The lawsuit led by Texas and Montana argued the executive order is a 'regulation of interstate and international commerce" that should have been decided upon by congress, not through executive action.
Montana Attorney General Austin Knudsen (R) called Biden’s cancellation of the permit in a statement on the lawsuit “an empty virtue signal to his wealthy coastal elite donors.”
"The power to regulate foreign and interstate commerce belongs to Congress – not the President. This is another example of Joe Biden overstepping his constitutional role to the detriment of Montanans," he added.
In early February, fourteen state attorneys general sent a letter to President Joe Biden urging him to reconsider his executive order rescinding the permit for the Keystone XL pipeline.
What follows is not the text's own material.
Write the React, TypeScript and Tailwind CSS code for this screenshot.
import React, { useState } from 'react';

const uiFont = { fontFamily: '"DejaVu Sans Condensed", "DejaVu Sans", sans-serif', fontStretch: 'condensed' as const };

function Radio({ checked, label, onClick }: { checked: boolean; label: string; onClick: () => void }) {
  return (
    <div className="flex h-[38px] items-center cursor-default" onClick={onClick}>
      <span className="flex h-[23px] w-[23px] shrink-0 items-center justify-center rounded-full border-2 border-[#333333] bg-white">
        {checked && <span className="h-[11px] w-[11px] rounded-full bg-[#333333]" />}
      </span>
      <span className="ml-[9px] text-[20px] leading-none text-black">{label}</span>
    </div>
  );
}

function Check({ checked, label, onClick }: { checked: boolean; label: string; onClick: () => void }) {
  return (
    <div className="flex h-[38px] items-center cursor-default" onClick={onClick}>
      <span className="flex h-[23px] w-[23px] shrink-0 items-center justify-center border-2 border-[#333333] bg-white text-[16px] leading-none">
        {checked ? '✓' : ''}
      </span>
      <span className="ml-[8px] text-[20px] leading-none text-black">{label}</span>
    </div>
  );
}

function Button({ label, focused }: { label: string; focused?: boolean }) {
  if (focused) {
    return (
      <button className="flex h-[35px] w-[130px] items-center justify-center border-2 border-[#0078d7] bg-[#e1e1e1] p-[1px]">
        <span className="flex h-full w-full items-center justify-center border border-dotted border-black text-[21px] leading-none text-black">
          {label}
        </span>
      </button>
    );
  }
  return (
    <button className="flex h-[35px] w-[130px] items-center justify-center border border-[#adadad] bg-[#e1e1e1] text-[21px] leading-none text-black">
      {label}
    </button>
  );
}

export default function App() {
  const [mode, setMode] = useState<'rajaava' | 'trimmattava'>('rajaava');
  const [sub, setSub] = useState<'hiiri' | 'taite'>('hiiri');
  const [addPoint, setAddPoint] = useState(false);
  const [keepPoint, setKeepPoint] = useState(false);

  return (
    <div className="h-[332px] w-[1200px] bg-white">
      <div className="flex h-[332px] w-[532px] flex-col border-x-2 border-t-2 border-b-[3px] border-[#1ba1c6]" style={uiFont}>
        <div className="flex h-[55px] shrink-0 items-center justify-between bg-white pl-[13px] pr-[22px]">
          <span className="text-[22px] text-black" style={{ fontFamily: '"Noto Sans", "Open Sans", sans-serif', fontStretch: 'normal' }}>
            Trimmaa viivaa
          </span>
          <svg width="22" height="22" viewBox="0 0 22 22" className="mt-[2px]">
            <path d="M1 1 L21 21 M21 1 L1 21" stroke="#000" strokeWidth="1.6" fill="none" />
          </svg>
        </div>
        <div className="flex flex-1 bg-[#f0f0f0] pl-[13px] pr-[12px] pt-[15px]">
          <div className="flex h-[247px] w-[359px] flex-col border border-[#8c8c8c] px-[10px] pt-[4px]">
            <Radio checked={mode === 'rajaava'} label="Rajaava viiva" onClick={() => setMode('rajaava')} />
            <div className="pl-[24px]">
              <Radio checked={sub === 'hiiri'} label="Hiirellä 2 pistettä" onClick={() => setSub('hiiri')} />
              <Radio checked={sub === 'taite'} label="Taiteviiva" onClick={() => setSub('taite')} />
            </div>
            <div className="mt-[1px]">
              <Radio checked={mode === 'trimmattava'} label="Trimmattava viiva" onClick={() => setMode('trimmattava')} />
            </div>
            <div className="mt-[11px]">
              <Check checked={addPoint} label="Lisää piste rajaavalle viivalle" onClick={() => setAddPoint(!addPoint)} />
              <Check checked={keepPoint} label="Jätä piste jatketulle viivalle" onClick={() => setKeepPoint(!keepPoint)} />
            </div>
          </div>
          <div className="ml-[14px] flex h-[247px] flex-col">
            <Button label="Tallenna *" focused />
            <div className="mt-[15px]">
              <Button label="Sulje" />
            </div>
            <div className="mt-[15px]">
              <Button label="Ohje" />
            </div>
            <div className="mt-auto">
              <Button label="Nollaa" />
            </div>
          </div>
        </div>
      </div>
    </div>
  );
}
The group said in the letter, "Your decision will result in devastating damage to many of our states and local communities. Even those states outside the path of the Keystone XL pipeline—indeed all Americans—will suffer serious, detrimental consequences."
The letter continued "Nowhere, however, do you explain how killing the Keystone XL pipeline project directly advances the goals of 'protect[ing] Americans and the domestic economy from harmful climate impacts.' Nor does your decision actually cure any of the climate ills you reference. Observers are thus left with only one reasonable supposition: it is a symbolic act of virtue signaling to special interests and the international community."